Downloading Instructions

  1. Go to: https://dhsprogram.com/data/available-datasets.cfm and select your desired dataset. You may also look at the questionnaire used in data collection of the data you are interested in, which is a good idea to ensure the statistic answers the question of interest to you. These questionnaires are available in the appendices of the country reports which are available for free access even without a login. So you can be sure of the questions they have asked your region before requesting a download of a dataset. These datasets are extensive and have an incredible amount of detail in most surveys. If you decide you would like a dataset, you must register as a first-time user (subsequently can just use your login and password). To access a dataset you have to input your current “project” and describe how you will use the data in a request. Requests to access datasets are usually approved within 24 hours.
  2. Once you have access to the dataset, you can see the files (.zip folders) are first sorted by survey and spatial data. Then, the survey datasets are subdivided into categories based on “recode”. Recodes are: household recode, individual recode, children’s recode, men's recode, household member recode, and HIV test recode.
    • Dataset files are named according to the following convention: [CC][DD][VV][FF][DS].ZIP
    • Code Description:
    • [CC] Country Code (All of the country codes and other codes are listed on this page)
    • [DD] Dataset Type/"Recode" (HR-Household, PR-Household Member, IR-Women, MR-Men, BR-Births, KR-Children under 5, and CR-couples)
    • [VV] Dataset Version (First Character - DHS Phase) (Second Character - Release version)
    • [FF] File Format (eg. FL-Flat, SV-SPSS, DT-Stata, SD-SAS)
    • [DS] Data Structure for SPA (SR: SPA Recode | SP: SPA Raw)
  3. After you have selected your file, make sure you pick the .zip folder with the correct format type for your software/analysis use. Ex: STATA, Flat ASCII, SAS, SPSS. If opening with the SPSS software, for example, it appears as a table with the data in one tab and then the variable codes identified in the second tab. You can convert this file (or another one) to a .csv file if you would like to use the data in excel, or in R Studio. Please see the tool wiki for details on converting these to .csv files. Once looking at your specific data, make sure you understand what variables you are dealing with. Download the DHS recode manual. This is very important as it explains in detail which variable you are looking at.

Restriction on Use

You must register to access the datasets, but they are free to use for research purposes. They require you to register for a few reasons: to ensure confidentiality with sensitive HIV & GIS data (extra digital consent must be done for this data), to contact you as a user of the data in case of an update, and to ensure that the DHS meets host-country agreements. Host countries own the data, and DHS has agreements that allow them to have the country’s data in the DHS repository.
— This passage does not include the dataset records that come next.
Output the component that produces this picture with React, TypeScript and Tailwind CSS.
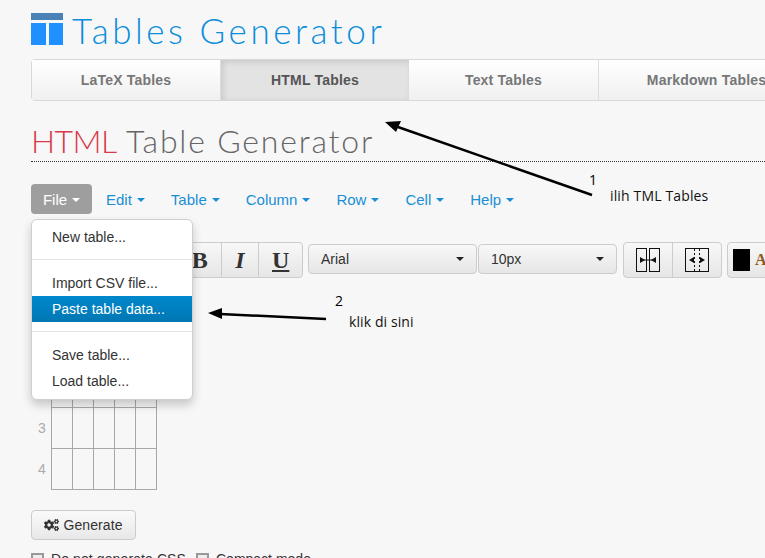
import { FaCogs } from "react-icons/fa";

const tabs = ["LaTeX Tables", "HTML Tables", "Text Tables", "Markdown Tables"];
const menus = ["Edit", "Table", "Column", "Row", "Cell", "Help"];

function Caret({ className }: { className: string }) {
  return <span className={`inline-block h-0 w-0 border-x-4 border-t-4 border-x-transparent ${className}`} />;
}

function MergeIcon() {
  return (
    <svg width="24" height="24" viewBox="0 0 24 24" fill="none">
      <rect x="0.5" y="0.5" width="10" height="23" stroke="#111" />
      <rect x="13.5" y="0.5" width="10" height="23" stroke="#111" />
      <path d="M4 12h16" stroke="#111" />
      <path d="M4 9l5 3-5 3zM20 9l-5 3 5 3z" fill="#111" />
    </svg>
  );
}

function SplitIcon() {
  return (
    <svg width="24" height="24" viewBox="0 0 24 24" fill="none">
      <rect x="0.5" y="0.5" width="23" height="23" stroke="#111" />
      <path d="M9.5 1v22M14.5 1v22" stroke="#111" strokeDasharray="2 2" />
      <path d="M9 9l-5 3 5 3zM15 9l5 3-5 3z" fill="#111" />
    </svg>
  );
}

export default function App() {
  return (
    <div className="relative h-[558px] w-[765px] overflow-hidden bg-[#f7f7f7] pl-[31px] font-['Liberation_Sans',sans-serif] text-sm text-[#333]">
      {/* logo */}
      <div className="flex h-[59px] items-start pt-[13px]">
        <div className="flex w-8 flex-col gap-[3px]">
          <div className="h-[7px] bg-[#4a82b8]" />
          <div className="flex h-[22px] gap-[3px]">
            <div className="w-[15px] bg-[#1e90ff]" />
            <div className="w-[14px] bg-[#1e90ff]" />
          </div>
        </div>
        <div className="ml-[9px] -mt-[3px] whitespace-nowrap font-['Lato',sans-serif] text-[35px] leading-[40px] font-light tracking-[3.55px] text-[#0a8ddb]">
          Tables Generator
        </div>
      </div>

      {/* tabs */}
      <div className="flex h-[42px] w-[820px] rounded border border-[#d8d8d8] font-bold tracking-[0.2px]">
        {tabs.map((t, i) => (
          <div
            key={t}
            className={
              i === 1
                ? "flex w-[188px] items-center justify-center bg-[#e3e3e3] text-[#555] shadow-[inset_2px_2px_6px_rgba(0,0,0,0.12)]"
                : i === 3
                  ? "flex w-[216px] items-center justify-center border-r border-[#dddddd] bg-gradient-to-b from-white to-[#f0f0f0] text-[#777]"
                  : i === 2
                    ? "flex w-[190px] items-center justify-center border-r border-[#dddddd] bg-gradient-to-b from-white to-[#f0f0f0] text-[#777]"
                    : "flex w-[189px] items-center justify-center border-r border-[#dddddd] bg-gradient-to-b from-white to-[#f0f0f0] text-[#777]"
            }
          >
            {t}
          </div>
        ))}
      </div>

      {/* heading */}
      <div className="mt-[21px] h-10 w-[734px] border-b border-dotted border-[#333] font-['Lato',sans-serif] text-[32px] leading-[38px] font-light tracking-[1.8px] whitespace-nowrap text-[#666]">
        <span className="tracking-[-0.6px] text-[#d8394c]">HTML</span> Table Generator
      </div>

      {/* menu bar */}
      <div className="mt-[22px] flex h-[30px] items-center text-[15px] text-[#1a8fd6]">
        <div className="flex h-[30px] w-[61px] items-center justify-center gap-[5px] rounded bg-[#9e9e9e] pt-[2px] text-white">
          File <Caret className="border-t-white" />
        </div>
        <div className="ml-[14px] flex gap-[26px] pt-[2px]">
          {menus.map((m) => (
            <div key={m} className="flex items-center gap-[5px]">
              {m} <Caret className="border-t-[#1a8fd6]" />
            </div>
          ))}
        </div>
      </div>

      {/* toolbar */}
      <div className="mt-7 flex h-9 items-start">
        <div className="ml-[147px] flex h-9 w-[125px] shrink-0 rounded border border-[#cccccc] bg-gradient-to-b from-[#f8f8f8] to-[#e6e6e6] font-['Liberation_Serif',serif] text-2xl leading-none font-bold text-[#333]">
          <div className="flex w-[42px] items-center justify-center">B</div>
          <div className="flex w-[38px] items-center justify-center border-l border-[#cccccc] italic">I</div>
          <div className="flex w-[44px] items-center justify-center border-l border-[#cccccc] underline">U</div>
        </div>
        <div className="mt-[2px] ml-[5px] flex h-[30px] w-[169px] shrink-0 items-center justify-between rounded border border-[#cccccc] bg-gradient-to-b from-[#f8f8f8] to-[#e6e6e6] px-3">
          Arial <Caret className="border-t-[#222]" />
        </div>
        <div className="mt-[2px] ml-px flex h-[30px] w-[139px] shrink-0 items-center justify-between rounded border border-[#cccccc] bg-gradient-to-b from-[#f8f8f8] to-[#e6e6e6] px-3">
          10px <Caret className="border-t-[#222]" />
        </div>
        <div className="ml-[6px] flex h-9 w-[99px] shrink-0 rounded border border-[#cccccc] bg-gradient-to-b from-[#f8f8f8] to-[#e6e6e6]">
          <div className="flex w-[49px] items-center justify-center border-r border-[#cccccc]"><MergeIcon /></div>
          <div className="flex flex-1 items-center justify-center"><SplitIcon /></div>
        </div>
        <div className="ml-[5px] flex h-9 w-[60px] shrink-0 items-center rounded border border-[#cccccc] bg-gradient-to-b from-[#f8f8f8] to-[#e6e6e6] pl-[5px]">
          <div className="h-[22px] w-[17px] bg-black" />
          <span className="ml-[5px] font-['Liberation_Serif',serif] text-base font-bold text-[#8a5a20]">A</span>
        </div>
      </div>

      {/* table */}
      <div className="mt-[47px] flex">
        <div className="flex w-5 flex-col text-[#aaa]">
          {[1, 2, 3, 4].map((n) => (
            <div key={n} className="flex h-[41px] items-center pl-[7px]">{n}</div>
          ))}
        </div>
        <div className="grid h-[165px] w-[106px] grid-cols-5 grid-rows-4 border-t border-l border-[#a8a8a8]">
          {Array.from({ length: 20 }).map((_, i) => (
            <div key={i} className="border-r border-b border-[#a8a8a8]" />
          ))}
        </div>
      </div>

      {/* generate */}
      <div className="mt-5 flex h-[30px] w-[105px] items-center justify-center gap-1 rounded border border-[#cccccc] bg-gradient-to-b from-[#fafafa] to-[#e8e8e8] tracking-[0.1px]">
        <FaCogs className="h-[14px] w-[15px] text-[#333]" /> Generate
      </div>
      <div className="mt-[9px] flex items-start">
        <span className="mt-1 h-[13px] w-[13px] border-2 border-[#999] bg-[#eee]" />
        <span className="ml-[7px] tracking-[0.1px]">Do not generate CSS</span>
        <span className="mt-1 ml-[10px] h-[13px] w-[13px] border-2 border-[#999] bg-[#eee]" />
        <span className="ml-[7px]">Compact mode</span>
      </div>

      {/* dropdown */}
      <div className="absolute top-[219px] left-[31px] flex h-[181px] w-[162px] flex-col rounded-md border border-[#cfcfcf] bg-white py-1 text-[#333] shadow-[0_5px_10px_rgba(0,0,0,0.2)]">
        <div className="flex h-[26px] items-center pl-5">New table...</div>
        <div className="mt-[9px] mb-[10px] h-px bg-[#e5e5e5]" />
        <div className="flex h-[26px] items-center pl-5">Import CSV file...</div>
        <div className="flex h-[26px] items-center bg-gradient-to-b from-[#0088cc] to-[#0077b3] pl-5 text-white">Paste table data...</div>
        <div className="mt-[9px] mb-[10px] h-px bg-[#e5e5e5]" />
        <div className="flex h-[26px] items-center pl-5">Save table...</div>
        <div className="flex h-[26px] items-center pl-5">Load table...</div>
      </div>

      {/* annotations */}
      <svg className="absolute top-0 left-0" width="765" height="558" fill="none">
        <path d="M592 195L398 127" stroke="#000" strokeWidth="2.5" />
        <path d="M385 122L401 121L396 132z" fill="#000" />
        <path d="M326 319L220 314" stroke="#000" strokeWidth="2.5" />
        <path d="M208 313L222 308L222 319z" fill="#000" />
      </svg>
      <div className="absolute top-[170px] left-[589px] font-['Open_Sans',sans-serif] text-sm text-black">1</div>
      <div className="absolute top-[186px] left-[610px] font-['Open_Sans',sans-serif] text-sm tracking-[0.15px] whitespace-nowrap text-[#111]">ilih TML Tables</div>
      <div className="absolute top-[291px] left-[335px] font-['Open_Sans',sans-serif] text-sm text-black">2</div>
      <div className="absolute top-[312px] left-[349px] font-['Open_Sans',sans-serif] text-sm tracking-[0.1px] whitespace-nowrap text-[#111]">klik di sini</div>
    </div>
  );
}
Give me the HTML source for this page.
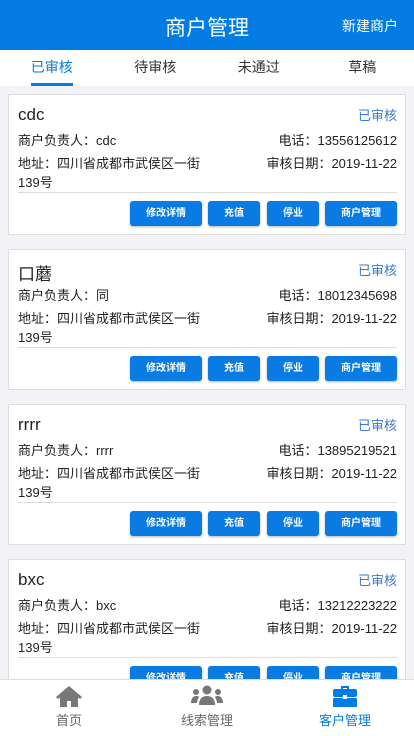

The agreement stipulates that this data is to be used by researchers for legitimate purposes, and not commercially, for example.

References

  1. Burgert, Clara R.; Colston, Josh; Roy, Thea; Zachary, Blake (2013). "Geographic displacement procedure and geo-referenced data release policy for the Demographic and Health Surveys". DHS Spatial Analysis Reports No. 7. Calverton, Maryland, USA.
  2. Perez-Heydrich, Carolina; Warren, Joshua L.; Burgert, Clara R.; Emch, Michael E. (2013). "Guidelines on the Use of DHS GPS Data". Spatial Analysis Report No. 8. Calverton, Maryland, USA.